In an interview with the UK Guardian, Google co-founder Sergey Brin
responded to Gates' statement by saying, "I'm very disappointed for them in
particular… As I understand, they have effectively no market share [in
China] – so they essentially spoke against freedom of speech and human
rights simply in order to contradict Google." Does Gates want his rival
search engine Bing to beat Google in China? Sure. But making the issue a
moral discussion rather than a measured business analysis is where Brin's
credibility falls short. Gates is correct. In the end, you follow a
country's laws or you don't do business in that country, it's as simple as
that. If Brin had a serious moral problem with China's policies, Google
never would have set up shop in China in the first place.
As for the future of Western business in China, and Asia in general, we can
look to a couple of factors for guidance. Let us first recognize that in
midst of all this talk about Google leaving China, few, if any, Western
firms engaged in using Chinese labor to manufacture durable goods
(computers, apparel, etc.) have announced solidarity with Google's approach.

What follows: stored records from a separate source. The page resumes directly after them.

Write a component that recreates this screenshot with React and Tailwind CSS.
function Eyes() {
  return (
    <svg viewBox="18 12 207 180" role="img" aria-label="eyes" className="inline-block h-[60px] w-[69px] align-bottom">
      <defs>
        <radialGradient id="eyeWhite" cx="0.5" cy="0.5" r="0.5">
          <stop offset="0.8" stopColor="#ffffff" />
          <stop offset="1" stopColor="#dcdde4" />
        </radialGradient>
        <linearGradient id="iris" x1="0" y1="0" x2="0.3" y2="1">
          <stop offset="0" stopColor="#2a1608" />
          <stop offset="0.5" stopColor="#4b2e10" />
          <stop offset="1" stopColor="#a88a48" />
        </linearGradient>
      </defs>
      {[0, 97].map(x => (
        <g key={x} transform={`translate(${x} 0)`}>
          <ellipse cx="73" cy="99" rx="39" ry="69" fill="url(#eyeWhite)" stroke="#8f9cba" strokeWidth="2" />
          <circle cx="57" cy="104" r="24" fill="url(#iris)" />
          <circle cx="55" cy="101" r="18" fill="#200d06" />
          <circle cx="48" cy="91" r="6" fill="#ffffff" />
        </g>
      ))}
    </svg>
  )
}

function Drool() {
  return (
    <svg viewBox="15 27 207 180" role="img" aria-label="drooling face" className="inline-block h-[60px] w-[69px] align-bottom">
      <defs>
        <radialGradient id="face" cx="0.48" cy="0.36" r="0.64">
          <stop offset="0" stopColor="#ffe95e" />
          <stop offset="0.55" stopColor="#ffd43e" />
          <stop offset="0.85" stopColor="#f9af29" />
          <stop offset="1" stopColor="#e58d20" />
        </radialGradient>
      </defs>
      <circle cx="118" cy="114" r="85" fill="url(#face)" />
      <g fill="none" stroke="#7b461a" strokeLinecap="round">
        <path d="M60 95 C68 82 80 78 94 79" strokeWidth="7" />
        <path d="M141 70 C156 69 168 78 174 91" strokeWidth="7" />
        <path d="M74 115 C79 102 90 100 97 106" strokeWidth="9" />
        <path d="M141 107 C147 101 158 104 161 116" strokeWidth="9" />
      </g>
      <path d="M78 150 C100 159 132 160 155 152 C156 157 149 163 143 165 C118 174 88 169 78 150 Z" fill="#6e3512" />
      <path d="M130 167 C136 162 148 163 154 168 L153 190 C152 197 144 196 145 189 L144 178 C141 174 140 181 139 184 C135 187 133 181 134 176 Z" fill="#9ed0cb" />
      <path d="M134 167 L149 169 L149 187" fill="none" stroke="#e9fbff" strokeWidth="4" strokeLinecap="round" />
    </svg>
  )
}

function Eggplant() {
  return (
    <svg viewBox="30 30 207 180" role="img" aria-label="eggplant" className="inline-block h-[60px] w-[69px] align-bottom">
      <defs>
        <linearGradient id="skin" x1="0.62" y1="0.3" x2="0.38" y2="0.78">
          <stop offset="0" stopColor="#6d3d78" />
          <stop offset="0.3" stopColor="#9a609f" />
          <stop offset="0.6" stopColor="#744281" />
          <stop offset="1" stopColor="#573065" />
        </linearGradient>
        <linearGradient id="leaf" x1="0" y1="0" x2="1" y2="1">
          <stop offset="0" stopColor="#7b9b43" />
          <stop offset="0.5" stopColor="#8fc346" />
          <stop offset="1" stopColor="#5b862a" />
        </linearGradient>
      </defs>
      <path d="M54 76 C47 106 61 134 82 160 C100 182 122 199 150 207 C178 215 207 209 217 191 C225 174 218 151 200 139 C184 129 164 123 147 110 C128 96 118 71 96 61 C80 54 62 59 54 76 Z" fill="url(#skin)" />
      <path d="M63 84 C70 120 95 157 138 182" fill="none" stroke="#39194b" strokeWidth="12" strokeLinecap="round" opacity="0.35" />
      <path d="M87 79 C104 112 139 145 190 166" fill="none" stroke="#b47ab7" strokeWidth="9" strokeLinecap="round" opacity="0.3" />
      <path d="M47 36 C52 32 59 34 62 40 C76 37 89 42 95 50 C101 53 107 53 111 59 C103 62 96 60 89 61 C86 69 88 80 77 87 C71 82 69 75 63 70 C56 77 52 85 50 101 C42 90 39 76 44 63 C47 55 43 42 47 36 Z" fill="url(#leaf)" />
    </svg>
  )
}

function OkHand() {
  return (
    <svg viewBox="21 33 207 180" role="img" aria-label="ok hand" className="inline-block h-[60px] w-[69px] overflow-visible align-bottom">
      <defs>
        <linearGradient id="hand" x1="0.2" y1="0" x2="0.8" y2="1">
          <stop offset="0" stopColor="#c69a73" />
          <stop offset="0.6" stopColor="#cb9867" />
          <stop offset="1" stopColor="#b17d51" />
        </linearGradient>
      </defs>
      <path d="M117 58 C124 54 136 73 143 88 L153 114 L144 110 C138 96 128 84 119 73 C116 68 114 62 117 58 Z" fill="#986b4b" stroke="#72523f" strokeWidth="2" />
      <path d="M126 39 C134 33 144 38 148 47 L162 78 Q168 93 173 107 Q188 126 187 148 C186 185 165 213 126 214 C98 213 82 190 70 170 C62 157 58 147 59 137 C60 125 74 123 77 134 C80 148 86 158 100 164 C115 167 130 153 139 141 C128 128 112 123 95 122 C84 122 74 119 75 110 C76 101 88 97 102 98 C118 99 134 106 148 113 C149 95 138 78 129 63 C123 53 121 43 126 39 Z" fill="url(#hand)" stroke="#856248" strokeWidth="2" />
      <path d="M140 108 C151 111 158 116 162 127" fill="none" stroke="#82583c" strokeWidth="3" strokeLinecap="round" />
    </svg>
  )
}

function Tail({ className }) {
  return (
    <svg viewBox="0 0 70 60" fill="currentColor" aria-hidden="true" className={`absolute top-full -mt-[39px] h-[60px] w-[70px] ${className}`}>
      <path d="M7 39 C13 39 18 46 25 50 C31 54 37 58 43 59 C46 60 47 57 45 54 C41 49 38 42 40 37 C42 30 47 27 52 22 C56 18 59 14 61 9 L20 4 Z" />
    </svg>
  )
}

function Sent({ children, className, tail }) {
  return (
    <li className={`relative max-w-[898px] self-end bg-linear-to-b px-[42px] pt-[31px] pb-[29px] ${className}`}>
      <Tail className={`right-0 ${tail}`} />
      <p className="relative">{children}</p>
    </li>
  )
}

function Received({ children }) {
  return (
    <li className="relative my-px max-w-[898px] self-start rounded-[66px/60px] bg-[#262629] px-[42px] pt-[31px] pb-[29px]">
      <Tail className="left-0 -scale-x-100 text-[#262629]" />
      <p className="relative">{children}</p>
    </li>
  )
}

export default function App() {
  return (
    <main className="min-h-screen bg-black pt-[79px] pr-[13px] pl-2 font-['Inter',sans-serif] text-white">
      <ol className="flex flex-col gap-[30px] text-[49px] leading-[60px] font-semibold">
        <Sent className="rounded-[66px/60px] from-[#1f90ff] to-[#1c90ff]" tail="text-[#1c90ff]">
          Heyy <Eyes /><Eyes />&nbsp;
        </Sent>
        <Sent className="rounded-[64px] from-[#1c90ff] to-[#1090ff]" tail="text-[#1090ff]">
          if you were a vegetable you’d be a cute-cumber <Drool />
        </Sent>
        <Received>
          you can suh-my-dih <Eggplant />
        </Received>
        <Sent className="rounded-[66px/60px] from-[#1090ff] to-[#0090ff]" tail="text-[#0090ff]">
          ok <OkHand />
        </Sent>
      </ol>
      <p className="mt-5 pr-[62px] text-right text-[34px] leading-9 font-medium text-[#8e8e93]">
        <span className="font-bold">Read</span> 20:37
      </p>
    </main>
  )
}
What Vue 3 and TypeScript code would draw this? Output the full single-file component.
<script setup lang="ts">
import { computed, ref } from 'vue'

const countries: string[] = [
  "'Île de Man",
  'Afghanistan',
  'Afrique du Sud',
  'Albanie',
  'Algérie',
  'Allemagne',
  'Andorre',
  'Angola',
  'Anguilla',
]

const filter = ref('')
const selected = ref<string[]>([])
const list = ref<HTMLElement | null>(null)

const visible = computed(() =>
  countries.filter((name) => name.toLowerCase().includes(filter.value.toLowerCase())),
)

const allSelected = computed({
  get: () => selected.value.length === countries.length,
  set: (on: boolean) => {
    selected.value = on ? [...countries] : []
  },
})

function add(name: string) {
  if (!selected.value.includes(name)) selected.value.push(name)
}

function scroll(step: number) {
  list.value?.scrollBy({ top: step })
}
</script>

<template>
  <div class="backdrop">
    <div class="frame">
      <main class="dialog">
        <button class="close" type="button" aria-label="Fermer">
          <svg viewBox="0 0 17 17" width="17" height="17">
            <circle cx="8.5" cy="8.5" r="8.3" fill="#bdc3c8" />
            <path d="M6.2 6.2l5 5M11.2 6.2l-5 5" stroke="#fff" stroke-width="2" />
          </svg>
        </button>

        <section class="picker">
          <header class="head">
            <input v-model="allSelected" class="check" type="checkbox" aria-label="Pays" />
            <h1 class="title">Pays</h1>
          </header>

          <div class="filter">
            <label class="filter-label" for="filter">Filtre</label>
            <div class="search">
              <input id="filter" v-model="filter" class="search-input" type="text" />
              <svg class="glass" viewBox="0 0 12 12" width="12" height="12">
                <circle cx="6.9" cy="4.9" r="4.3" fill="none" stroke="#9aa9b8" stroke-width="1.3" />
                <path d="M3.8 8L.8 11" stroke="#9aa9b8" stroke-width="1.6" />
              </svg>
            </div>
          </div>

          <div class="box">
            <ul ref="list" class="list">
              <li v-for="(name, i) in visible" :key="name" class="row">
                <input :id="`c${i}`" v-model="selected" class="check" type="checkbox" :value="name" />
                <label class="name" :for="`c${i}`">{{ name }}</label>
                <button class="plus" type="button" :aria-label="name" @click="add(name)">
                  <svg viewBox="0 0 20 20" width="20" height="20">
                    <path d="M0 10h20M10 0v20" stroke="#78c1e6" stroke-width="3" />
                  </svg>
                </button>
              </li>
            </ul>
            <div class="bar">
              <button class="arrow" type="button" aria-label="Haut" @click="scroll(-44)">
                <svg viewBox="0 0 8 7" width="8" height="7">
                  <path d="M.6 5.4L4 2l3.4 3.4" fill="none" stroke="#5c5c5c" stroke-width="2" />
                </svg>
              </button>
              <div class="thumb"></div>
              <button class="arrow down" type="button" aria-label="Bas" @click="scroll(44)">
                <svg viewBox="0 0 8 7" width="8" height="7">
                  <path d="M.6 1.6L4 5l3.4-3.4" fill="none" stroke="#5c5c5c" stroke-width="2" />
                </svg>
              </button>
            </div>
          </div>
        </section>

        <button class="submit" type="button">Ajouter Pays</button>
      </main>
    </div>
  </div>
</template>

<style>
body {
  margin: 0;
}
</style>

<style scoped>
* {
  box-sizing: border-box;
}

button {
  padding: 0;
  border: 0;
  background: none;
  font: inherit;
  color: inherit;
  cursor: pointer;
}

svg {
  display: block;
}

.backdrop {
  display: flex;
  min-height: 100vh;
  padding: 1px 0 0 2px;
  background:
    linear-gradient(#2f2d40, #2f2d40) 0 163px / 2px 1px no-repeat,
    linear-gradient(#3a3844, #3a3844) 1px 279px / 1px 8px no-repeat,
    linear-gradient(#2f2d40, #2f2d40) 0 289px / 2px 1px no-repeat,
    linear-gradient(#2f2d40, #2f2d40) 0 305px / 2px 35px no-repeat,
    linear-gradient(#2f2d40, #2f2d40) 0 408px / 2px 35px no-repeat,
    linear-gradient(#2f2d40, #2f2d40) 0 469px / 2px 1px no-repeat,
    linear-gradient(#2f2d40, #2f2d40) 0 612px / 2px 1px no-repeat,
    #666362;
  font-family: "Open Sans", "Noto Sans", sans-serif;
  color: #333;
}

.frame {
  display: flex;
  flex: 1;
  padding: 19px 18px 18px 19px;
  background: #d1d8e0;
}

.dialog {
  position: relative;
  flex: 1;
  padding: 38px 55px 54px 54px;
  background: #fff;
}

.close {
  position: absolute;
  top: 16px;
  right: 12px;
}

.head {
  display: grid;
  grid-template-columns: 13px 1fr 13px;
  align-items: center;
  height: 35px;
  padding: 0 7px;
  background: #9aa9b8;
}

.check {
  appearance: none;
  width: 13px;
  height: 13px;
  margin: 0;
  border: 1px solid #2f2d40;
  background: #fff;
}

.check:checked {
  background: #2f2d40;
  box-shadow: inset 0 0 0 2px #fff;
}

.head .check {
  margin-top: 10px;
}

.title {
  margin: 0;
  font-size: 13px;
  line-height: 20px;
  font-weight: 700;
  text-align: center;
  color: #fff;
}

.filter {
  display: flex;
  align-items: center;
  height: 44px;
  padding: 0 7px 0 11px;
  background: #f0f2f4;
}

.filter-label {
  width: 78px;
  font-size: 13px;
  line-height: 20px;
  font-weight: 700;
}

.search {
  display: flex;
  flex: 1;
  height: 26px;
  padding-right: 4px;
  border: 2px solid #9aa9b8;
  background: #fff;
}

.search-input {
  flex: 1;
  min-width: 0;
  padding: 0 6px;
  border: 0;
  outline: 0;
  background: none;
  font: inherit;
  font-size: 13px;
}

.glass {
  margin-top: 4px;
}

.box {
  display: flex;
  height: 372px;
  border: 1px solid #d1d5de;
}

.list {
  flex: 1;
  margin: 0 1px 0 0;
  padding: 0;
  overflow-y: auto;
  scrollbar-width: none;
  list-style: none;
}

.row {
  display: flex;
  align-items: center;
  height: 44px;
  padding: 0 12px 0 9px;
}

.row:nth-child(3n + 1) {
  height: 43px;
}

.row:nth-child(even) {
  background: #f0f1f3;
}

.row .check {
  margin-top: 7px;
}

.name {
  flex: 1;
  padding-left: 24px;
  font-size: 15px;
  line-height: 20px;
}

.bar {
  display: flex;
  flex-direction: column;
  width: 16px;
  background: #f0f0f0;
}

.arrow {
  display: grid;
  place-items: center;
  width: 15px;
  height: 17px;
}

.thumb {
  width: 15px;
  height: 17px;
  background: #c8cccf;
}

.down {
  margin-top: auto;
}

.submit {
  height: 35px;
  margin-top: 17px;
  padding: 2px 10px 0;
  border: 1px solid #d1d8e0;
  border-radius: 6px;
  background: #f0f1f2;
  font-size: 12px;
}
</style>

It's business as usual for most Western durable goods concerns. Due to the
cheap labor and an established system of efficiency, this relationship is
unlikely to change in the near future.
The margins of this Cold War will likely be restricted to the area of
intellectual property, discreet and unique code, and ideas that can
programmed and distributed. In short, the question of whether to/how to do
business in China, and Asia in general, is most relevant in the short term
to IT businesses. Learning the local color, the unspoken nuances, and the
agreed upon business practices (fair or unfair to one's Western
point-of-view) cannot be avoided. To attempt to shoehorn Western business
ethics and SOPs into China and Japan is an effort that is doomed to fail,
and only arrogance and/or ignorance will push such efforts forward.